Be it analysts, cryptocurrency experts, renowned researchers, no one has so far been able to derive the real value of bitcoin till date.
However, analysts at Barclays think they have a useful method for tracking bitcoin trends — infectious disease models. And by their analysis, the cryptocurrency fever may have broken.
The Barclays model divides the pool of potential bitcoin investors into three groups: susceptible, infected and immune.
Just like any infectious disease, rise in prices is spread by word-of-mouth – via blogs, news reports and personal anecdotes – as nobody wants to miss out on the rally that made their friends and colleagues rich.
"However, once full adoption is approached, the price decline is sustained and rapid," Barclays analyst Joseph Abate wrote in a note to clients.
"As more of the population become asset holders, the share of the population available to become new buyers -- the potential 'host' population -- falls, while the share of the population that are potential sellers ('recoveries') increases. Eventually, this leads to a plateauing of prices, and progressively, as random shocks to the larger supply population push up the ratio of sellers to buyers, prices begin to fall. That induces speculative selling pressure as price declines are projected forward exponentially."
The Barclays model suggests that awareness around cryptocurrencies is now almost universal, and only a small group of the population could now catch speculative interest, and buy in.
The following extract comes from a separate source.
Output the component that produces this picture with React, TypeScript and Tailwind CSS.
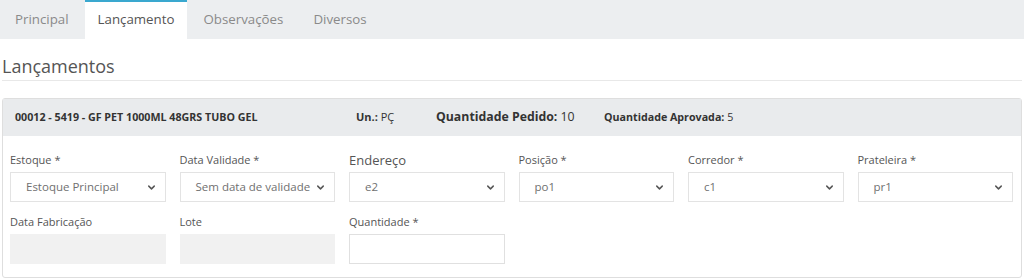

"We believe the speculative froth phase of cryptocurrency investment – and perhaps peak prices – may have passed," Abate said.
Bitcoin has fallen by more than 50 percent in 2018, trading near $6,969 as of 9:00 a.m. Indian Standard Time.
The cryptocurrency rose more than 1,300 percent last year, reaching a peak near $20,000 in December.
While the cryptocurrency bounced back from past price collapses in 2011 and 2013, the high level of awareness this time around signals bitcoin may never return to its peak of nearly $20,000 in December, according to the Barclays model.